TPG is eyeing a £2bn bid for Tesco’s data business, Dunnhumby, as a fifth executive is suspended over the grocer’s £250m profit overstatement.

TPG made an approach several months ago to Tesco about acquiring Dunnhumby, a wholly owned subsidiary of the grocer. Tesco is understood to be examining its ownership of Dunnhumby as part of a broader review of its business being led by new chief executive Dave Lewis.

The review was already under way before Tesco’s shock disclosure last month that it had overstated profits by £250m overstatement. It has emerged that a fifth Tesco senior executive has been suspended in the wake of the accounting scandal. Commercial director Kevin Grace was asked to stand aside yesterday, according to the FT.

It follows the suspension of UK managing director Chris Bush, UK finance director Carl Rogberg, food commercial director John Scouler and Matt Simister, who is responsible for sourcing.

TPG’s enquiry about a purchase of Dunnhumby came while Mr Lewis’ predecessor, Philip Clarke, was still running Tesco prior to his ousting in July, according to a source.

TPG first enquired about buying Dunnhumby in July, while Clarke was in charge of Tesco.

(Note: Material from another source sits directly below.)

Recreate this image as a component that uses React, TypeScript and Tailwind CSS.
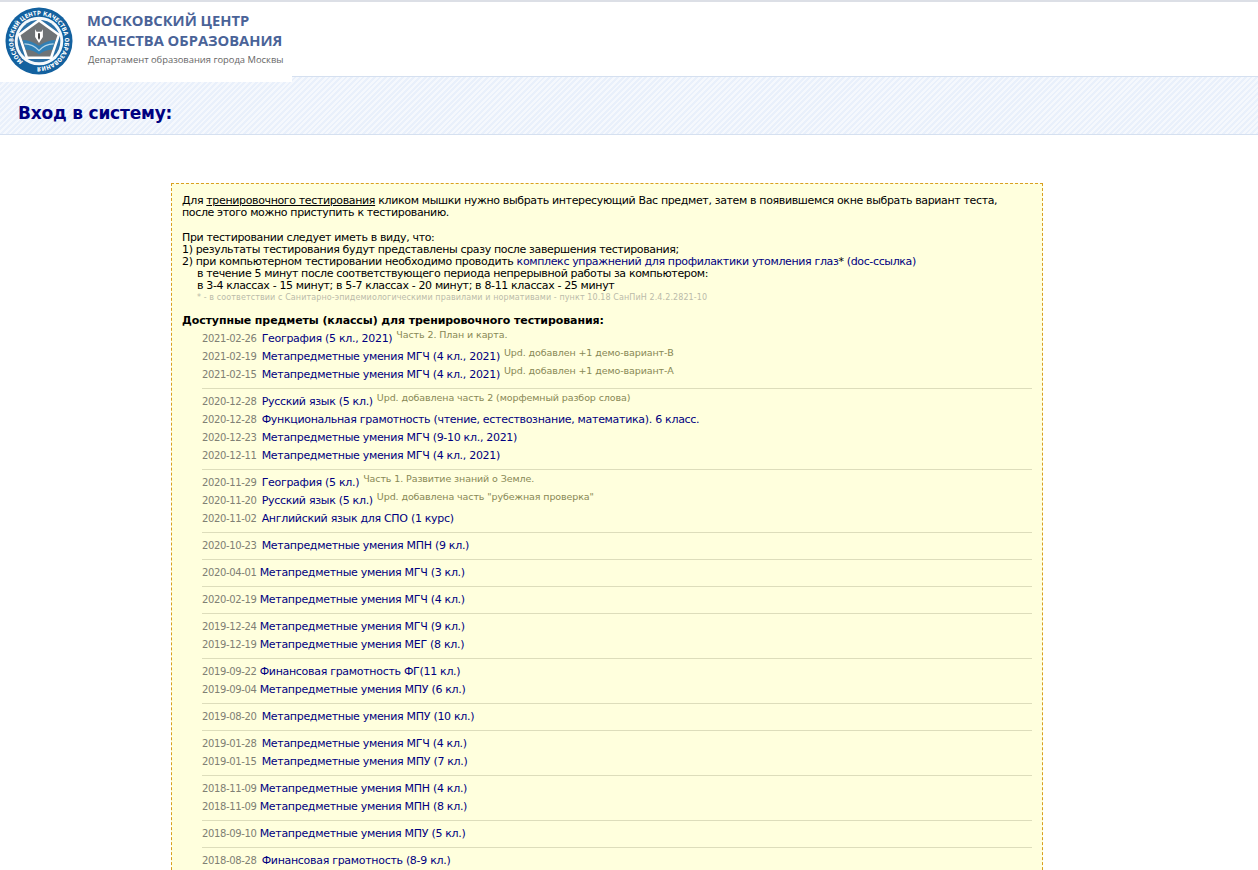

While the approach was rejected and no formal talks have taken place, it is understood that TPG remains interested in the business.

Other private equity firms and big marketing services holding companies are also expected to be interested in the firm.

Dunnhumby was a crucial architect of Tesco’s Clubcard scheme and since Tesco took control of it in 2004 has expanded rapidly and counts Coca-Cola, Procter & Gamble and Shell as customers.

Meanwhile, it has emerged that Tesco chairman Richard Broadbent might consider resigning after the investigation into company’s accounting practices is complete.

Broadbent hinted to board members that the right time for his departure might come after Deloitte finishes its investigation into the grocer’s £250m profit overstatement, the Wall Street Journal reported, citing sources familiar with the matter.